The researchers stress the findings don’t prove cause and effect, but they do point to promising areas for further study.

“The socioeconomic profile of a district is a powerful predictor of the average test score performance of students in that district,” Reardon says.

“Nonetheless, poverty is not destiny: There are districts with similarly low-income student populations where academic performance is higher than others. We can—and should—learn from such places to guide community and school improvement efforts in other communities.”

In a paper posted online accompanying the data, Reardon specifically examines the relationship between segregation and academic achievement, using 16 different measures of segregation to identify which aspects of racial segregation are most strongly associated with academic achievement. “The racial difference in the proportion of students’ schoolmates who are poor is the key dimension of segregation driving [the association],” he writes.

The findings suggest that racial segregation is inextricably linked to unequal allocation of resources among schools; and that policies that don’t address this will fail to remedy racial inequality, Reardon says. “In sum, racial integration remains essential for reducing racial disparities in school poverty rates.”

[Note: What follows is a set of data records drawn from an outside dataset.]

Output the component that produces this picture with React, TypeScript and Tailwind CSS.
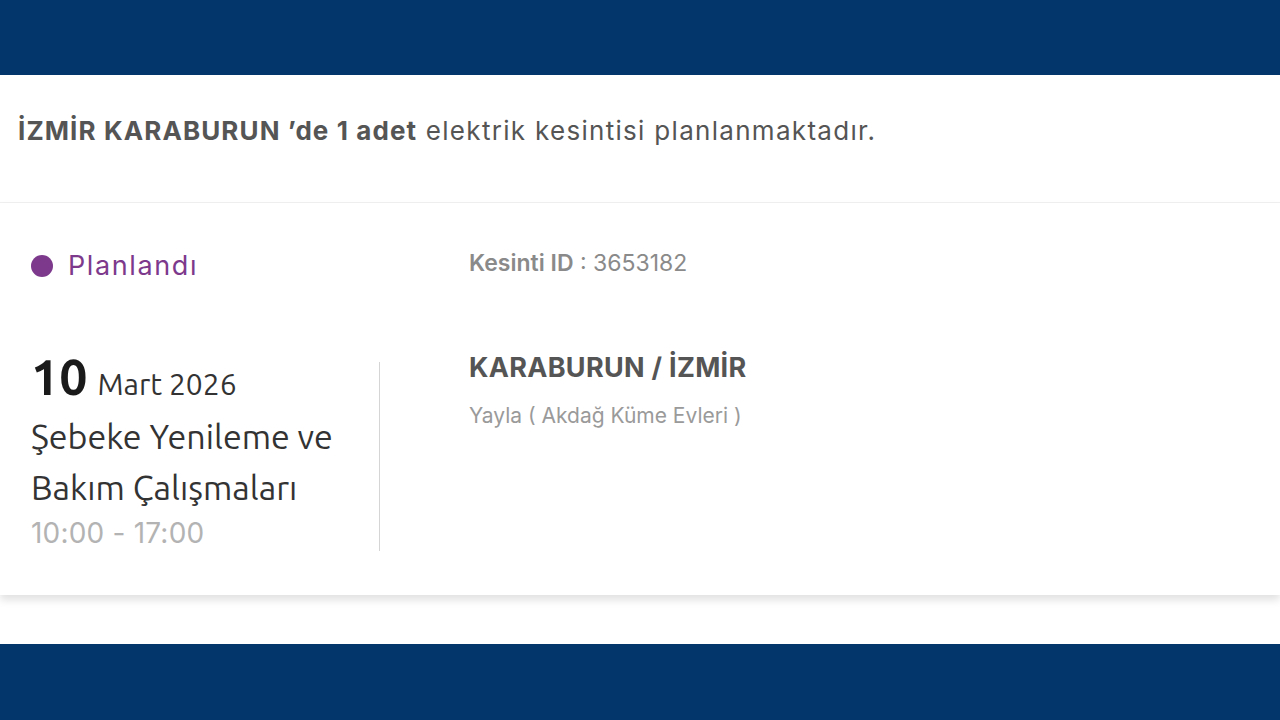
export default function App() {
  return (
    <div className="w-[1280px] h-[720px] flex flex-col bg-white overflow-hidden" style={{ fontFamily: "Inter, 'Noto Sans', sans-serif" }}>
      {/* Top bar */}
      <div className="h-[75px] bg-[#03366a] shrink-0" />

      {/* Summary */}
      <div className="h-[128px] flex items-center px-[18px] pb-[16px] border-b border-[#f0f0f0] shrink-0">
        <p className="text-[26px] text-[#555] tracking-[1.3px] whitespace-nowrap">
          <span className="font-bold tracking-[1.1px]">İZMİR KARABURUN ’de 1 adet</span> elektrik kesintisi planlanmaktadır.
        </p>
      </div>

      {/* Outage card */}
      <div className="h-[392px] shrink-0 flex shadow-[0_5px_8px_rgba(0,0,0,0.12)]">
        <div className="w-[379px] flex flex-col pl-[31px] pt-[48px]">
          <div className="flex items-center gap-[15px] h-[30px]">
            <span className="w-[22px] h-[22px] rounded-full bg-[#7d3a8c]" />
            <span className="text-[27px] text-[#7d3a8c] tracking-[1.6px]">Planlandı</span>
          </div>
          <div className="mt-[70px] flex items-baseline gap-[10px] h-[52px]" style={{ fontFamily: "Ubuntu, 'Noto Sans', sans-serif" }}>
            <span className="text-[50px] font-bold text-[#1a1a1a] leading-none">10</span>
            <span className="text-[30px] text-[#333] leading-none">Mart 2026</span>
          </div>
          <div className="text-[34px] leading-[51px] text-[#333] mt-[8px] whitespace-nowrap" style={{ fontFamily: "Ubuntu, 'Noto Sans', sans-serif" }}>
            Şebeke Yenileme ve<br />Bakım Çalışmaları
          </div>
          <div className="text-[28px] text-[#b3b3b3] leading-[40px] tracking-[0.2px]">10:00 - 17:00</div>
        </div>
        <div className="flex flex-col">
          <div className="h-[159px]" />
          <div className="w-px h-[189px] bg-[#d5d5d5]" />
        </div>
        <div className="flex flex-col pl-[89px] pt-[43px]">
          <div className="text-[23px] text-[#8a8a8a] whitespace-nowrap">
            <span className="font-semibold">Kesinti ID</span> : 3653182
          </div>
          <div className="mt-[67px] text-[27px] font-bold text-[#555] tracking-[0.3px] whitespace-nowrap">KARABURUN / İZMİR</div>
          <div className="mt-[12px] text-[21px] text-[#9a9a9a] whitespace-nowrap">Yayla ( Akdağ Küme Evleri )</div>
        </div>
      </div>

      <div className="flex-1" />
      {/* Bottom bar */}
      <div className="h-[76px] bg-[#03366a] shrink-0" />
    </div>
  );
}
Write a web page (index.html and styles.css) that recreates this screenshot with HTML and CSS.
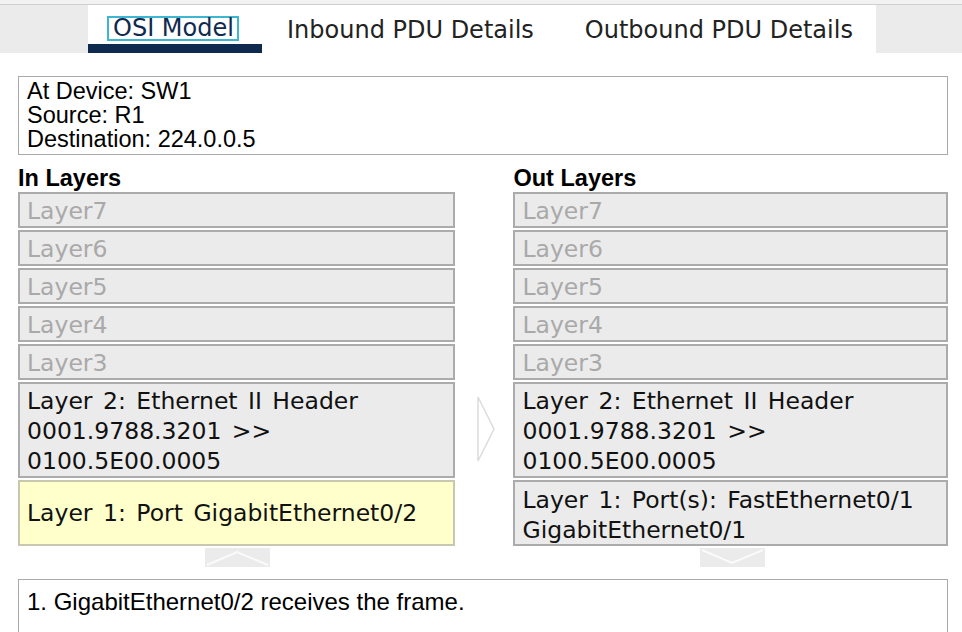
FILE: index.html
```html
<!DOCTYPE html>
<html>
<head>
<meta charset="utf-8">
<link rel="stylesheet" href="styles.css">
</head>
<body>
<div class="topstrip"></div>
<div class="tabbar">
  <div class="filler left"></div>
  <div class="tabs">
    <div class="tab active"><span class="focus">OSI Model</span></div>
    <div class="tab t2">Inbound PDU Details</div>
    <div class="tab t3">Outbound PDU Details</div>
  </div>
  <div class="filler right"></div>
</div>
<div class="content">
  <div class="info">
    <div>At Device: SW1</div>
    <div>Source: R1</div>
    <div>Destination: 224.0.0.5</div>
  </div>
  <div class="columns">
    <div class="col incol">
      <div class="heading">In Layers</div>
      <div class="layer off">Layer7</div>
      <div class="layer off">Layer6</div>
      <div class="layer off">Layer5</div>
      <div class="layer off">Layer4</div>
      <div class="layer off">Layer3</div>
      <div class="layer tall">Layer 2: Ethernet II Header<br>0001.9788.3201 &gt;&gt;<br>0100.5E00.0005</div>
      <div class="layer l1 hl">Layer 1: Port GigabitEthernet0/2</div>
      <div class="navbtn">
        <svg width="65" height="19" viewBox="0 0 65 19"><polyline points="2,17 32,4 63,17" fill="none" stroke="#fafafa" stroke-width="2"/></svg>
      </div>
    </div>
    <div class="mid">
      <svg width="20" height="66" viewBox="0 0 20 66"><polygon points="2,1 18,33 2,65" fill="none" stroke="#dcdcdc" stroke-width="1.5"/></svg>
    </div>
    <div class="col outcol">
      <div class="heading">Out Layers</div>
      <div class="layer off">Layer7</div>
      <div class="layer off">Layer6</div>
      <div class="layer off">Layer5</div>
      <div class="layer off">Layer4</div>
      <div class="layer off">Layer3</div>
      <div class="layer tall">Layer 2: Ethernet II Header<br>0001.9788.3201 &gt;&gt;<br>0100.5E00.0005</div>
      <div class="layer l1 two">Layer 1: Port(s): FastEthernet0/1<br>GigabitEthernet0/1</div>
      <div class="navbtn">
        <svg width="65" height="19" viewBox="0 0 65 19"><polyline points="2,2 32,15 63,2" fill="none" stroke="#fafafa" stroke-width="2"/></svg>
      </div>
    </div>
  </div>
  <div class="desc">1. GigabitEthernet0/2 receives the frame.</div>
</div>
</body>
</html>
```
FILE: styles.css
```css
html, body {
  margin: 0;
  padding: 0;
  background: #ffffff;
}
body {
  width: 962px;
  height: 632px;
  overflow: hidden;
  font-family: "Liberation Sans", Arial, sans-serif;
  color: #111;
}
.topstrip {
  height: 4px;
  background: #f2f2f2;
  border-bottom: 1px solid #cfcfcf;
}
.tabbar {
  display: flex;
  height: 48px;
}
.filler {
  background: #ebebeb;
}
.filler.left { width: 88px; }
.filler.right { flex: 1; }
.tabs {
  width: 788px;
  display: flex;
  background: #fff;
  font-family: "DejaVu Sans", Verdana, sans-serif;
  font-size: 24px;
  color: #222;
}
.tab {
  box-sizing: border-box;
  height: 48px;
  padding-top: 12px;
  line-height: 26px;
  white-space: nowrap;
}
.tab.active {
  width: 174px;
  border-bottom: 9px solid #0f2a4f;
  padding-left: 19px;
  padding-top: 10px;
  color: #0f2a4f;
}
.focus {
  display: inline-block;
  border: 2px solid #3db6d2;
  padding: 0 3px 0 4px;
  line-height: 21px;
  height: 21px;
}
.tab.t2 { padding-left: 25px; }
.tab.t3 { padding-left: 51px; }
.content {
  padding: 23px 14px 0 18px;
}
.info {
  box-sizing: border-box;
  width: 930px;
  height: 79px;
  border: 1px solid #aaa;
  padding: 2px 8px;
  font-size: 23.5px;
  line-height: 24px;
  color: #000;
}
.columns {
  display: flex;
  margin-top: 10px;
}
.col {
  display: flex;
  flex-direction: column;
  gap: 2px;
}
.incol { width: 437px; }
.outcol { width: 435px; }
.heading {
  font-weight: bold;
  font-size: 23.5px;
  line-height: 25px;
  color: #000;
  height: 25px;
  padding-top: 1px;
  margin-bottom: -1px;
}
.layer {
  box-sizing: border-box;
  height: 36px;
  border: 2px solid #ababab;
  background: #ebebeb;
  font-family: "DejaVu Sans", Verdana, sans-serif;
  font-size: 23.5px;
  word-spacing: 3px;
  line-height: 30px;
  padding-left: 7px;
  padding-top: 2px;
  color: #111;
  white-space: nowrap;
}
.layer.off { color: #a9a9a9; }
.layer.tall {
  height: 96px;
  padding-top: 2px;
}
.layer.l1 { height: 66px; }
.layer.hl {
  background: #ffffcc;
  border-color: #c8c8b0;
  padding-top: 16px;
}
.layer.two { padding-top: 3px; }
.navbtn {
  align-self: center;
  width: 65px;
  height: 19px;
  background: #ebebeb;
  display: flex;
}
.incol .navbtn { margin-left: 3px; }
.outcol .navbtn { margin-left: 4px; }
.mid {
  width: 59px;
  display: flex;
  justify-content: center;
  padding-top: 231px;
  padding-left: 3px;
  box-sizing: border-box;
}
.desc {
  box-sizing: border-box;
  width: 930px;
  height: 70px;
  margin-top: 12px;
  border: 1px solid #aaa;
  padding: 10px 8px;
  font-size: 24px;
  line-height: 24px;
  color: #000;
}
```
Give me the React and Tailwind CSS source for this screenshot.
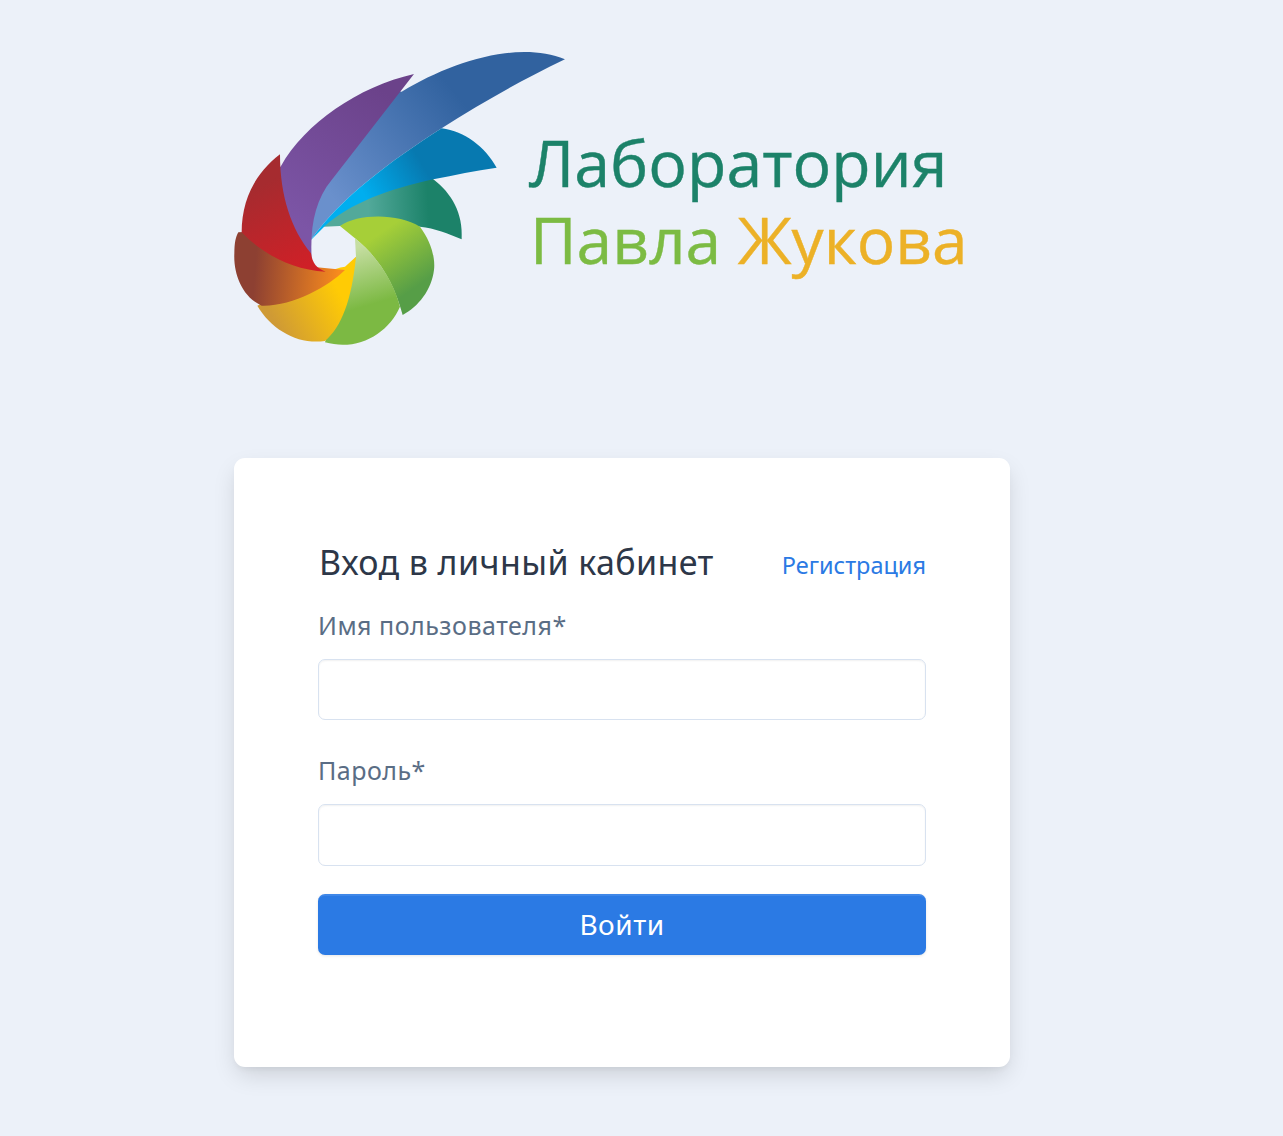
const font = { fontFamily: '"Noto Sans", sans-serif' };

function Logo() {
  return (
    <svg width="755" height="320" viewBox="0 0 755 320" className="block blur-[0.5px]">
      <defs>
        <linearGradient id="g1" gradientUnits="userSpaceOnUse" x1="320" y1="470" x2="700" y2="170">
          <stop offset="0" stopColor="#6a90cc" /><stop offset="1" stopColor="#31629f" />
        </linearGradient>
        <linearGradient id="g2" gradientUnits="userSpaceOnUse" x1="230" y1="560" x2="500" y2="170">
          <stop offset="0" stopColor="#7c55a6" /><stop offset="1" stopColor="#6b428a" />
        </linearGradient>
        <linearGradient id="g3" gradientUnits="userSpaceOnUse" x1="420" y1="470" x2="590" y2="370">
          <stop offset="0" stopColor="#00aeef" /><stop offset="1" stopColor="#0779b0" />
        </linearGradient>
        <linearGradient id="g4" gradientUnits="userSpaceOnUse" x1="430" y1="510" x2="610" y2="500">
          <stop offset="0" stopColor="#52a99a" /><stop offset="1" stopColor="#1c8269" />
        </linearGradient>
        <linearGradient id="g5" gradientUnits="userSpaceOnUse" x1="450" y1="590" x2="560" y2="750">
          <stop offset="0" stopColor="#a6cf38" /><stop offset="1" stopColor="#569e47" />
        </linearGradient>
        <linearGradient id="g6" gradientUnits="userSpaceOnUse" x1="400" y1="620" x2="450" y2="790">
          <stop offset="0" stopColor="#c6dea2" /><stop offset="1" stopColor="#7cb943" />
        </linearGradient>
        <linearGradient id="g7" gradientUnits="userSpaceOnUse" x1="340" y1="750" x2="150" y2="850">
          <stop offset="0" stopColor="#ffcb05" /><stop offset="1" stopColor="#cf9a35" />
        </linearGradient>
        <linearGradient id="g8" gradientUnits="userSpaceOnUse" x1="90" y1="690" x2="340" y2="710">
          <stop offset="0" stopColor="#8d4032" /><stop offset="1" stopColor="#f78a1e" />
        </linearGradient>
        <linearGradient id="g9" gradientUnits="userSpaceOnUse" x1="120" y1="430" x2="240" y2="680">
          <stop offset="0" stopColor="#a62b2f" /><stop offset="1" stopColor="#cf2027" />
        </linearGradient>
      </defs>
      <g transform="scale(0.3333)">
        <path fill="url(#g1)" d="M258 600C240 560 250 480 290 420L500 150L530 155C680 65 880 0 1020 58C880 125 760 195 650 265C500 360 340 480 258 600Z" />
        <path fill="url(#g4)" d="M296 560C370 470 500 400 600 400L625 418C680 460 715 520 710 598C670 580 630 565 585 560C520 545 420 550 345 558Z" />
        <path fill="url(#g3)" d="M258 600C340 480 500 360 650 265C720 275 780 320 815 383C750 392 690 405 625 418C500 445 370 490 296 562Z" />
        <path fill="url(#g2)" d="M567 102C400 140 240 250 168 378L150 400C150 500 200 600 260 655C255 560 270 480 320 420Z" />
        <path fill="url(#g5)" d="M345 558C400 520 520 520 585 560C615 600 632 650 627 690C620 750 580 800 533 825C510 740 470 660 390 595Z" />
        <path fill="url(#g6)" d="M390 595C470 660 510 740 525 800C490 880 400 935 300 907C320 850 340 780 370 680L393 650Z" />
        <path fill="url(#g7)" d="M393 650C380 780 350 860 300 903C220 915 140 870 97 797C180 760 290 690 360 680Z" />
        <path fill="url(#g8)" d="M40 577L56 576C100 590 170 620 260 680L360 690C310 740 200 800 110 797C50 770 25 700 28 640C28 610 32 590 40 577Z" />
        <path fill="url(#g9)" d="M165 343C90 400 50 480 50 577C100 630 190 690 302 695C275 685 262 670 258 640C200 570 165 470 165 343Z" />
      </g>
      <text x="304" y="147" fontSize="64.4" fill="#1c8269" stroke="#1c8269" strokeWidth="0.4" fontFamily="'Open Sans', sans-serif">Лаборатория</text>
      <text x="305" y="224" fontSize="64" strokeWidth="0.4" fontFamily="'Open Sans', sans-serif">
        <tspan fill="#7cbb43" stroke="#7cbb43">Павла </tspan><tspan fill="#ecb127" stroke="#ecb127">Жукова</tspan>
      </text>
    </svg>
  );
}

function Field({ label, className, inputClass }) {
  return (
    <div className={className}>
      <label className="block text-[25px] tracking-[0.5px] leading-[32px] text-[#5a6d85]">{label}</label>
      <input className={"block mt-[18px] w-full rounded-[7px] border border-[#d8e2f0] bg-white shadow-[inset_0_1px_2px_rgba(0,0,0,0.06)] outline-none " + inputClass} />
    </div>
  );
}

export default function App() {
  return (
    <div style={font} className="min-h-screen bg-[#ecf1f9] pl-[225px] pt-[40px] pb-[69px]">
      <Logo />
      <div className="ml-[9px] mt-[98px] w-[776px] h-[609px] rounded-[11px] bg-white shadow-[0_10px_25px_-3px_rgba(0,0,0,0.14),0_4px_6px_-2px_rgba(0,0,0,0.05)] pl-[84px] pr-[84px] pt-[81px]">
        <div className="flex items-start justify-between">
          <h1 className="text-[34px] tracking-[0.4px] leading-[46px] text-[#2d3748] pl-px">Вход в личный кабинет</h1>
          <a className="mt-[8px] text-[23.5px] leading-[36px] text-[#2b7ae4]">Регистрация</a>
        </div>
        <Field label="Имя пользователя*" className="mt-[24px]" inputClass="h-[61px]" />
        <Field label="Пароль*" className="mt-[34px]" inputClass="h-[62px]" />
        <button className="mt-[28px] block w-full h-[61px] pb-[3px] rounded-[7px] bg-[#2b7ae4] border-t-2 border-[#3f87e8] text-white text-[28px] tracking-[0.5px] shadow-[0_1px_3px_rgba(0,0,0,0.1)]">Войти</button>
      </div>
    </div>
  );
}
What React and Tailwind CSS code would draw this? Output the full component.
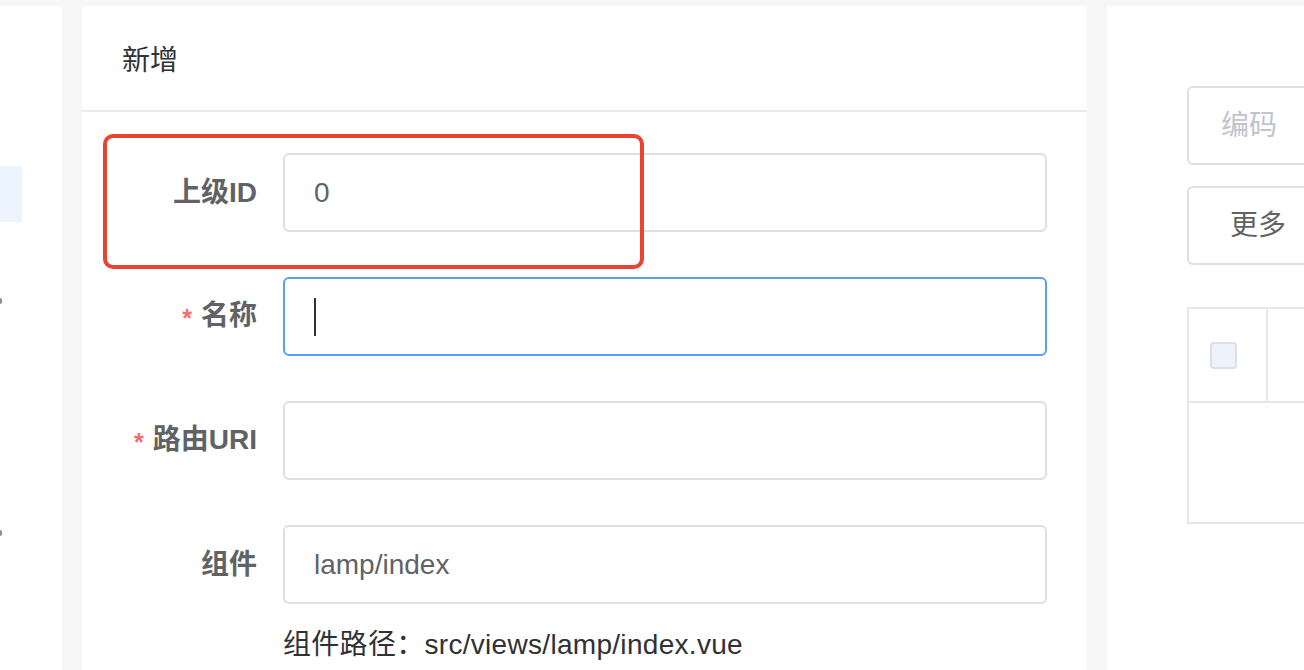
import React from 'react';

const font = "font-['Liberation_Sans','Noto_Sans_CJK_SC',sans-serif]";

const FormRow = ({ label, required, children }) => {
  return (
    <div className="flex items-center mb-[45px]">
      <div className="w-[201px] pr-[26px] text-right text-[28px] font-semibold text-[#606266] leading-none">
        {required && <span className="text-[#f56c6c] text-[25px] mr-[9px] align-middle">*</span>}
        {label}
      </div>
      {children}
    </div>
  );
};

const App = () => {
  return (
    <div className={`w-[1304px] h-[670px] overflow-hidden bg-[#f6f6f6] flex pt-[6px] ${font}`}>
      {/* side menu, cut off */}
      <div className="relative w-[62px] shrink-0 bg-white mr-[20px]">
        <div className="absolute left-0 top-[160px] w-[22px] h-[56px] bg-[#ecf5ff]"></div>
        <div className="absolute left-0 top-[292px] w-[2px] h-[6px] rounded-r bg-[#8c8f96]"></div>
        <div className="absolute left-0 top-[524px] w-[2px] h-[6px] rounded-r bg-[#8c8f96]"></div>
      </div>

      {/* add form */}
      <div className="relative w-[1005px] shrink-0 bg-white">
        <div className="h-[106px] border-b-2 border-[#e8eaf1] flex items-center pl-[40px] pt-[6px]">
          <span className="text-[28px] text-[#303133]">新增</span>
        </div>

        <div className="pt-[41px]">
          <FormRow label="上级ID">
            <div className="w-[764px] h-[79px] border-2 border-[#dcdfe6] rounded-[6px] flex items-center pl-[29px] text-[28px] text-[#606266]">
              0
            </div>
          </FormRow>
          <FormRow label="名称" required>
            <div className="w-[764px] h-[79px] border-2 border-[#5a9ff5] rounded-[6px] flex items-center pl-[29px]">
              <span className="block w-[2px] h-[38px] bg-[#303133]"></span>
            </div>
          </FormRow>
          <FormRow label="路由URI" required>
            <div className="w-[764px] h-[79px] border-2 border-[#dcdfe6] rounded-[6px]"></div>
          </FormRow>
          <div className="flex items-center">
            <div className="w-[201px] pr-[26px] text-right text-[28px] font-semibold text-[#606266] leading-none">组件</div>
            <div className="w-[764px] h-[79px] border-2 border-[#dcdfe6] rounded-[6px] flex items-center pl-[29px] text-[28px] text-[#606266]">
              lamp/index
            </div>
          </div>
          <div className="pl-[201px] mt-[21px] text-[28px] tracking-[0.3px] leading-[40px] text-[#303133]">
            组件路径：src/views/lamp/index.vue
          </div>
        </div>

        {/* highlight mark */}
        <div className="absolute left-[21px] top-[128px] w-[541px] h-[135px] border-4 border-[#ea4331] rounded-[10px]"></div>
      </div>

      {/* list panel, cut off */}
      <div className="flex-1 ml-[20px] bg-white pl-[80px] pt-[80px] overflow-hidden">
        <div className="w-[300px] h-[79px] border-2 border-[#dcdfe6] rounded-[6px] flex items-center pl-[32px] text-[28px] text-[#c0c4cc]">
          编码
        </div>
        <div className="mt-[21px] w-[160px] h-[79px] border-2 border-[#dcdfe6] rounded-[6px] flex items-center pl-[41px] text-[28px] text-[#606266]">
          更多
        </div>
        <div className="mt-[42px] w-[300px] border-2 border-[#e4e7ed]">
          <div className="flex h-[94px] border-b-2 border-[#e4e7ed]">
            <div className="w-[79px] border-r-2 border-[#e4e7ed] flex items-center pl-[21px]">
              <span className="block w-[27px] h-[27px] rounded-[4px] border-2 border-[#dcdfe6] bg-[#edf2fc]"></span>
            </div>
            <div className="flex-1"></div>
          </div>
          <div className="h-[119px]"></div>
        </div>
      </div>
    </div>
  );
};

export default App;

In another paper, researchers focus on how geography correlates with disparities by race and ethnicity. Large white-black achievement gaps in such major school districts as Atlanta, Georgia; Auburn City, Alabama; Oakland, California; Tuscaloosa, Alabama; Charleston, South Carolina; and Washington, DC. They also find significant black-white gaps in a number of smaller school districts that are home to major universities: Berkeley, California; Chapel Hill, North Carolina; Charlottesville, Virginia; Evanston, Illinois; and University City, Missouri. The list of places with the largest white-Hispanic gaps includes Atlanta, Berkeley, Chapel Hill, and Washington, DC.

The testing data have a small margin of error and shouldn’t be used to rank school districts whose performance differs only slightly, Reardohn says.

Further, the achievement patterns identified in the research don’t indicate which school districts are more effective than others, he says. “Test scores are shaped by many factors: home environments, neighborhoods, childcare and preschool experiences, and after-school experiences, as well as by school experiences.”

Other researchers from Stanford and from the University of California, Berkeley, and Harvard University contributed to the research.

The two studies and the data can be downloaded for free from the Stanford Education Data Archive.  Reardon’s paper will be published in an upcoming issue of the  Russell Sage Foundation Journal of the Social Sciences. The US Department of Education’s Institute of Education Sciences, the Spencer Foundation, and the William T. Grant Foundation supported the work.